Pour répondre à cette mission, le responsable formation ne se retrouve pas forcément seul. A l’instar d’Unow, le prestataire extérieur peut concevoir ses propres méthodes et outils d’évaluation et les partager avec le responsable formation. « Nous pouvons instaurer une démarche de coopération et comme le recueil de ces données est aussi un enjeu pour nous, c’est du gagnant-gagnant », souligne Johann Vidalenc.
Se positionner en tant que responsable investissement formation pour accroître sa légitimité
Selon lui, savoir se positionner en investisseur de la formation est une compétence de plus en plus recherchée par les entreprises, même si « selon leur taille et leur culture cette tendance peut être nuancée ». Il paraît donc essentiel que le responsable formation puisse comprendre et s’adapter aux attentes du marché. Selon les profils, cela peut se révéler difficile et demander quelques ajustements.

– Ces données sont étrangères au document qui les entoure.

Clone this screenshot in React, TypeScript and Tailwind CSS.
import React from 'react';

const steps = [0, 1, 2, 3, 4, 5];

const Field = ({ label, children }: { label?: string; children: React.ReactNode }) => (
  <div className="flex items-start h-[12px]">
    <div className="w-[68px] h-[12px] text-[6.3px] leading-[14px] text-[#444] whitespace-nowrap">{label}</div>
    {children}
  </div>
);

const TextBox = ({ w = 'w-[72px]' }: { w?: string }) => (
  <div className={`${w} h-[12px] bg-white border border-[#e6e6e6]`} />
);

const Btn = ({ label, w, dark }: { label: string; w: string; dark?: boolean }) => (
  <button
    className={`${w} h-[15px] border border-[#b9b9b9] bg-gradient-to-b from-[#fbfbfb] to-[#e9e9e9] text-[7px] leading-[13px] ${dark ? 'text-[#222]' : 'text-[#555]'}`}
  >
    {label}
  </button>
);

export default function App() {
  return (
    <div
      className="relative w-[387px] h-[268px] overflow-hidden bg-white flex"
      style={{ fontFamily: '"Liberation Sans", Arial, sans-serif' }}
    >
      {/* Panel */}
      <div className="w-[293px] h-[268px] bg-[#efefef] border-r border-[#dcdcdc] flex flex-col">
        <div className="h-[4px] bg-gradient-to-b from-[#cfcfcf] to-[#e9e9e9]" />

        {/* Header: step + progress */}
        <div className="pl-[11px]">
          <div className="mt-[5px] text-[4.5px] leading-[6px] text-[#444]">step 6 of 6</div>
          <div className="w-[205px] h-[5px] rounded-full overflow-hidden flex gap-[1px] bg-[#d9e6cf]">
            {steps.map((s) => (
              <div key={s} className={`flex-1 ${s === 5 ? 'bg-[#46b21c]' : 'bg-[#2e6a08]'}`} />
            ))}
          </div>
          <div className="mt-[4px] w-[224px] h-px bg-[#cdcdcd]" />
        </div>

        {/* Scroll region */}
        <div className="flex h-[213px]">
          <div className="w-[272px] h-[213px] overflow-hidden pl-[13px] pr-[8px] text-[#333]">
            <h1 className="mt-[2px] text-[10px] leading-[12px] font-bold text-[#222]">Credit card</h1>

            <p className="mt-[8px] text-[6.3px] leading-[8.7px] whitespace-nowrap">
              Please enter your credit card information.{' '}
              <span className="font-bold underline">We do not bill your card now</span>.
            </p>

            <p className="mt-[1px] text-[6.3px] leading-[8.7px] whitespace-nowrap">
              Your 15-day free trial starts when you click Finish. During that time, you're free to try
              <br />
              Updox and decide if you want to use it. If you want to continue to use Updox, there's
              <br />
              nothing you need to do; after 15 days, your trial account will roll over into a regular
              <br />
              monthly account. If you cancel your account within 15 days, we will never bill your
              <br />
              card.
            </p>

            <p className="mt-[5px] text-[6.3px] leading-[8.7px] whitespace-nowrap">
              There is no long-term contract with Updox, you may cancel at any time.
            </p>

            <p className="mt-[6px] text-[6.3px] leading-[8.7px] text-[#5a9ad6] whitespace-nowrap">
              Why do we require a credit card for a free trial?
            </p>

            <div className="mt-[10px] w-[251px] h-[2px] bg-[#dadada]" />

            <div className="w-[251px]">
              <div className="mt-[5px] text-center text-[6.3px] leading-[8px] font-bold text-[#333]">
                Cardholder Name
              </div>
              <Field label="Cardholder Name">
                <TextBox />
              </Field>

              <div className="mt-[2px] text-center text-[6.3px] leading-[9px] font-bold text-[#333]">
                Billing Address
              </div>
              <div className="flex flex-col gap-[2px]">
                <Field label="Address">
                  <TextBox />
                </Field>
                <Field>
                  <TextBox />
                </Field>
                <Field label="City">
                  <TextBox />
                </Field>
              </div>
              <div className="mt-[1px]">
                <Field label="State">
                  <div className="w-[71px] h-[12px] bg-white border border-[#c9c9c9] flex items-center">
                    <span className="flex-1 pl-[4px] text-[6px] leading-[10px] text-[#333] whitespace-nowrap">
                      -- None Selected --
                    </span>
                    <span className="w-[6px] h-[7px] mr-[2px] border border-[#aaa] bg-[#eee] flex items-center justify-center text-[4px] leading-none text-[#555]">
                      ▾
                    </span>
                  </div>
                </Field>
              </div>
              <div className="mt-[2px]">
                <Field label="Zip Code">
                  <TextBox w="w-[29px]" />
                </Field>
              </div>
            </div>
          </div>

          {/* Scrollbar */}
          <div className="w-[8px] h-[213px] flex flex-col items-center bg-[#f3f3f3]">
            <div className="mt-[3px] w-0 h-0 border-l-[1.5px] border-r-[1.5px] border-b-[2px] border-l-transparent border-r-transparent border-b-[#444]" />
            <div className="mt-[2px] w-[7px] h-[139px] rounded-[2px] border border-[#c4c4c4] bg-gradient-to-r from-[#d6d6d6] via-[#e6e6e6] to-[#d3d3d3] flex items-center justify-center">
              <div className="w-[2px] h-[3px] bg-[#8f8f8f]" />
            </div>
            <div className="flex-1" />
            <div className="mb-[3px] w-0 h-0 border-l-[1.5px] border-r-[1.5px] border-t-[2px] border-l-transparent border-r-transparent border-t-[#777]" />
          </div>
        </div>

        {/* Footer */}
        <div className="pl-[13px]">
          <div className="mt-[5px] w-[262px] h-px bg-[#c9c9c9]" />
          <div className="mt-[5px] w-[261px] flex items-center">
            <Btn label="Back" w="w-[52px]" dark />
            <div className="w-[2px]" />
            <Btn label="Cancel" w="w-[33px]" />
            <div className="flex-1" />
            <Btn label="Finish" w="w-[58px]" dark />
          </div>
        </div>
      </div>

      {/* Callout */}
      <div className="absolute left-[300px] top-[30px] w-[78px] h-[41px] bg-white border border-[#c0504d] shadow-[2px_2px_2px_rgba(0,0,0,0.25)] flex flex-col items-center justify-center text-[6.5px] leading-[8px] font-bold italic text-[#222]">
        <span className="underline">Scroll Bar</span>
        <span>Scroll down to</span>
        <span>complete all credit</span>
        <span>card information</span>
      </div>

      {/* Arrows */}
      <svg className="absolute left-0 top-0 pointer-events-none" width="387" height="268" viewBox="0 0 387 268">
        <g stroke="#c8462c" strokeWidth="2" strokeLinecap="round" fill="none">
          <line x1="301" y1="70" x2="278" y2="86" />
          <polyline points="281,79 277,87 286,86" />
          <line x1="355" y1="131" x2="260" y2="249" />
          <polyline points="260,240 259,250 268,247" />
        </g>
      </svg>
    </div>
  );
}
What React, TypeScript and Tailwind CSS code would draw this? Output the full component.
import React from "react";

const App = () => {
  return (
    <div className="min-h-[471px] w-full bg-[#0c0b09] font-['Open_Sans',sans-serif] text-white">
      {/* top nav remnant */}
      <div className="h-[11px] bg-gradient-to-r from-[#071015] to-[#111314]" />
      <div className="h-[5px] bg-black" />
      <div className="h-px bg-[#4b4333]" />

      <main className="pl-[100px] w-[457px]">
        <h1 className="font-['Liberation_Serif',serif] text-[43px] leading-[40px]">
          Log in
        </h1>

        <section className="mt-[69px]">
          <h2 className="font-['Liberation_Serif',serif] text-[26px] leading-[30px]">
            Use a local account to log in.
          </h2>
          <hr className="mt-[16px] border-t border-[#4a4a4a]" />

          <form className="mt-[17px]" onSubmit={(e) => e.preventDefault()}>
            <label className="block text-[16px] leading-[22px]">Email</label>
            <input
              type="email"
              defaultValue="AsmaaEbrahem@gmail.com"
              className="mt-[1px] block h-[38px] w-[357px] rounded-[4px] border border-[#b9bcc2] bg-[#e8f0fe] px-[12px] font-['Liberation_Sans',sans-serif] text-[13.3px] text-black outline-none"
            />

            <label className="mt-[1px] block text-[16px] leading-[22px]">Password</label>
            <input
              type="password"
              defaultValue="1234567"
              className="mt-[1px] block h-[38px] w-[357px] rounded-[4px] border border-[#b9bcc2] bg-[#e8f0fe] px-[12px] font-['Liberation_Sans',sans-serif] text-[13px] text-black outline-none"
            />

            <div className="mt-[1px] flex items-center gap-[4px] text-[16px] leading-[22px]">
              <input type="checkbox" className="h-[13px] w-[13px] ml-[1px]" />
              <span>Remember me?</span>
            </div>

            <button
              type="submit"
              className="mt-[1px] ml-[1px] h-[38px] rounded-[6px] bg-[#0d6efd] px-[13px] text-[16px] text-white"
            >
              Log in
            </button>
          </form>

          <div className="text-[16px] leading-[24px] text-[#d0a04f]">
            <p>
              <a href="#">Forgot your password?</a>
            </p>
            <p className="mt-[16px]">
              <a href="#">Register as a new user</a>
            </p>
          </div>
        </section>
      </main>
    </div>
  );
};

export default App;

« La fonction formation souffre souvent d’un déficit d’image » quant à son importance stratégique au sein de l’entreprise. Se montrer capable de se positionner « au côté des directions opérationnelles [est l’un des] ingrédients nécessaires [à un] regain de légitimité », affirme Mathilde Bourdat, dans son article consacré aux nouvelles compétences du responsable formation. Un positionnement maîtrisé et solide permettrait d’intéresser davantage les dirigeants à la chaîne de développement des compétences de l’entreprise.Et Johann Vidalenc d’abonder : « Avoir des partis-pris dans le travail permet toujours de prendre une place plus importante, de se poser en consultant interne, d’apporter des préconisations… Cela permet aussi de gagner en marge de manœuvre dans sa fonction. Pour moi, ce positionnement est une compétence à développer ! ».